* [ENTRIES SUPPLIED]:
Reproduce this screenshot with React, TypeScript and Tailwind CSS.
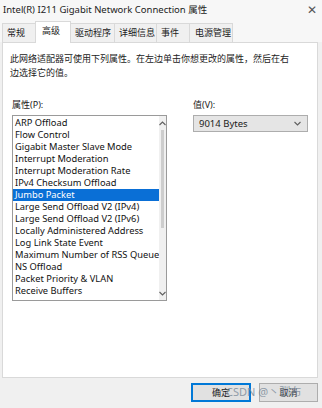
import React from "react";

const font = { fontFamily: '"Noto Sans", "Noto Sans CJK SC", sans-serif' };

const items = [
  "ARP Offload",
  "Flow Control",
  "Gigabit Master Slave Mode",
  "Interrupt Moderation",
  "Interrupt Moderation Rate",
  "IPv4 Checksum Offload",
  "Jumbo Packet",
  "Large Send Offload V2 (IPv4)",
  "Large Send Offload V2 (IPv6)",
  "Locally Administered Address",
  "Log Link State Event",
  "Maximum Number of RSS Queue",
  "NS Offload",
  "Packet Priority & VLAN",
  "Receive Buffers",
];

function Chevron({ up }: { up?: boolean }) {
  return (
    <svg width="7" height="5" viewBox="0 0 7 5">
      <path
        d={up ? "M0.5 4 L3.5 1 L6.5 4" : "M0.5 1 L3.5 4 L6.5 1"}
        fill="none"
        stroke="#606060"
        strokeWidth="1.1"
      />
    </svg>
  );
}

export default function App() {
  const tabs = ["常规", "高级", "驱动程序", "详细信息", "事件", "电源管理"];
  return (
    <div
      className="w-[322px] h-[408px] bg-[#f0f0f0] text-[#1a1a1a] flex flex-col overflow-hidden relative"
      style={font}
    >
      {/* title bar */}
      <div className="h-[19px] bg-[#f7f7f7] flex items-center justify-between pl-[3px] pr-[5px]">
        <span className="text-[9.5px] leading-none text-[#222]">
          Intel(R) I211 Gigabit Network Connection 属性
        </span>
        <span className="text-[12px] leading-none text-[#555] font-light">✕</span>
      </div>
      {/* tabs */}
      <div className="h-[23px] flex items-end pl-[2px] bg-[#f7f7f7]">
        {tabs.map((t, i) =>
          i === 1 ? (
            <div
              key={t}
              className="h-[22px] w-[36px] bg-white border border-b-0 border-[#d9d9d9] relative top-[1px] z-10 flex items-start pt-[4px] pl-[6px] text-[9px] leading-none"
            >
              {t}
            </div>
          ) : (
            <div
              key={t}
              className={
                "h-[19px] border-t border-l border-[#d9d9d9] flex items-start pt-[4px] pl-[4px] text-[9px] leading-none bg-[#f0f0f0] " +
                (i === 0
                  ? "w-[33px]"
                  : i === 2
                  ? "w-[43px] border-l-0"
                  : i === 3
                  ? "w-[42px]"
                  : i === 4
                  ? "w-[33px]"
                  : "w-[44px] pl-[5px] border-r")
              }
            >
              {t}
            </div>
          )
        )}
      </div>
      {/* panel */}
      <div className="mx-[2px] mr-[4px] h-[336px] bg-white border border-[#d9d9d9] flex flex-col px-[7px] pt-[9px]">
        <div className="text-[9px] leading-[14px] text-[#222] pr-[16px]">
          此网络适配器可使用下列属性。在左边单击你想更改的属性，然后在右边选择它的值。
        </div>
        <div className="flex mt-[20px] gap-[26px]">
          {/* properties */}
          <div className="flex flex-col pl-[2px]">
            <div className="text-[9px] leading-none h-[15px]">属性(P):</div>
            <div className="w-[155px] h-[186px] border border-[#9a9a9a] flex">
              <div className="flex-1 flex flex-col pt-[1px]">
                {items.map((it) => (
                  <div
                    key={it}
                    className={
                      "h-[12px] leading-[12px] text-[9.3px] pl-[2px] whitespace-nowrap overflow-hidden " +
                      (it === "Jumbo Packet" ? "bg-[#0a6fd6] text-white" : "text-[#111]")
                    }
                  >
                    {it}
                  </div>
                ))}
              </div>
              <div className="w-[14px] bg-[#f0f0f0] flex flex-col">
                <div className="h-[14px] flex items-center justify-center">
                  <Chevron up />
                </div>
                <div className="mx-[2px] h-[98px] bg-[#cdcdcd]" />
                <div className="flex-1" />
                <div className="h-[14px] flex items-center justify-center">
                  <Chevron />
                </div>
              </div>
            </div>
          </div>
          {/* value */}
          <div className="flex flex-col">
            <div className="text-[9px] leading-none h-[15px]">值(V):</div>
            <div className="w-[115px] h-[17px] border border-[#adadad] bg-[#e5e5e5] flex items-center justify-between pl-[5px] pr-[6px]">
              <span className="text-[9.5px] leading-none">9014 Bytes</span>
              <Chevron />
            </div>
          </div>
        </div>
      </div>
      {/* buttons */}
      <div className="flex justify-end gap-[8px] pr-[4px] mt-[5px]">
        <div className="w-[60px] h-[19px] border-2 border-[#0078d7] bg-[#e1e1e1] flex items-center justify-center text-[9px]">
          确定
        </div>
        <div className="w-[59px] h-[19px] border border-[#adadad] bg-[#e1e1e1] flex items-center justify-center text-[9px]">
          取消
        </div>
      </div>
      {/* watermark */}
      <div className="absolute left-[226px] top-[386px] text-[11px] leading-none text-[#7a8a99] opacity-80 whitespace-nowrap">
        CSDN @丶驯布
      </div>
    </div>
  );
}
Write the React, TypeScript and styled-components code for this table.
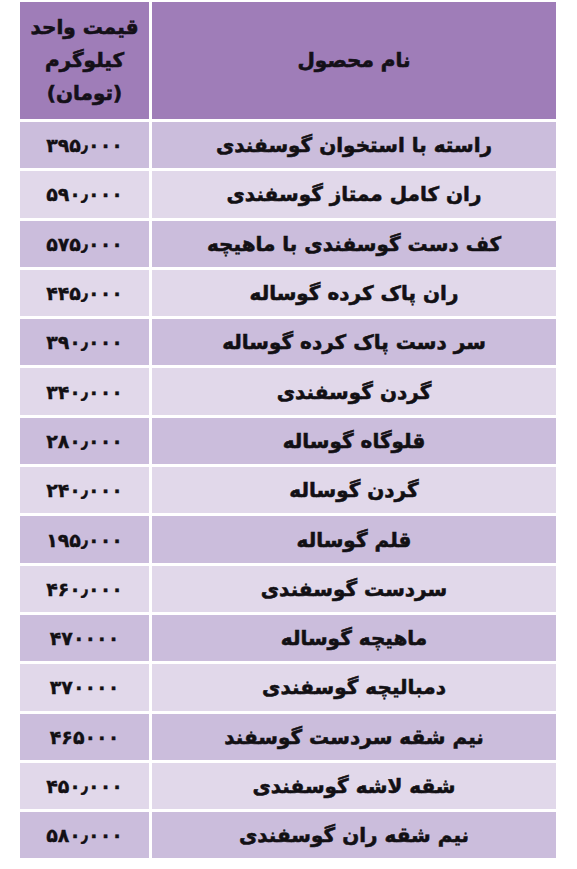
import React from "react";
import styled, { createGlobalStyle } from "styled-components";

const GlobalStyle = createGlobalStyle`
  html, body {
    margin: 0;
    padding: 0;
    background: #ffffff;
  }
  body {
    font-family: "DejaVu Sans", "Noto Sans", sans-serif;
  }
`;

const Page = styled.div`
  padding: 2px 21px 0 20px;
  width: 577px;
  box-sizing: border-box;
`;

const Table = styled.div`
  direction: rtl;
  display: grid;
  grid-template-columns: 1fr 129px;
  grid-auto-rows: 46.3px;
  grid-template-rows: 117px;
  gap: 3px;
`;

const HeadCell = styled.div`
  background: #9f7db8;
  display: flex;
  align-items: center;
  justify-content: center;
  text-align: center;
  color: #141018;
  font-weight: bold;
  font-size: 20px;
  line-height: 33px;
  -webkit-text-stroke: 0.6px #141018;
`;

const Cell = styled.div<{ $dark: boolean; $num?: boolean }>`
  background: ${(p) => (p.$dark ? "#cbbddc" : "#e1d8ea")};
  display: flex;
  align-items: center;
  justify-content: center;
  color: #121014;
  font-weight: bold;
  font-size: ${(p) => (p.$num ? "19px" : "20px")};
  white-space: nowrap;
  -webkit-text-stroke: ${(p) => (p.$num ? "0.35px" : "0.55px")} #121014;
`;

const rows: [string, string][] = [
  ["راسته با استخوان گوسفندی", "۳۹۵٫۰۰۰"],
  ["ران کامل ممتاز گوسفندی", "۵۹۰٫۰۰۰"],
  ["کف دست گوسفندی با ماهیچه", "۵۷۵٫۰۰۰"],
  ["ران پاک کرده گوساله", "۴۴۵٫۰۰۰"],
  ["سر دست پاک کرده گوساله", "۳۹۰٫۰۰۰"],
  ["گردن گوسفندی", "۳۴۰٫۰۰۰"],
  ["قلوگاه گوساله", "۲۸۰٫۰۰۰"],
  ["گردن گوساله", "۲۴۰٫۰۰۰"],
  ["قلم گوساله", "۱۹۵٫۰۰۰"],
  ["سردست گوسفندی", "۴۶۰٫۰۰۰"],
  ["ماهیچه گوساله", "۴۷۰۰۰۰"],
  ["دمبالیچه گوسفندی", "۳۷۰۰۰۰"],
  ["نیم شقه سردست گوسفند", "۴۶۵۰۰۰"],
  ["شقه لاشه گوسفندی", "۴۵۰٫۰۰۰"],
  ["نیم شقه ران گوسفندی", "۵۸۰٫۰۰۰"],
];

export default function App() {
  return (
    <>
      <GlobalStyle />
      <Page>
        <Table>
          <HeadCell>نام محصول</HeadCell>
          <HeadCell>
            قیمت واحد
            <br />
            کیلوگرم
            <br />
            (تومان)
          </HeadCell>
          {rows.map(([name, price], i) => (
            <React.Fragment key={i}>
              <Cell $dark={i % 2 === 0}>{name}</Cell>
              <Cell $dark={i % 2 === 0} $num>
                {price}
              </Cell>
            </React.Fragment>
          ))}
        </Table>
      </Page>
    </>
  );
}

* [REQUIREMENT]:
Look for the word "this" in every line of the listing and copy the lines that have it.

* [THE ANSWER]:
Reproduce this screenshot with React, TypeScript and Tailwind CSS.
Write the React, TypeScript and styled-components code for this table.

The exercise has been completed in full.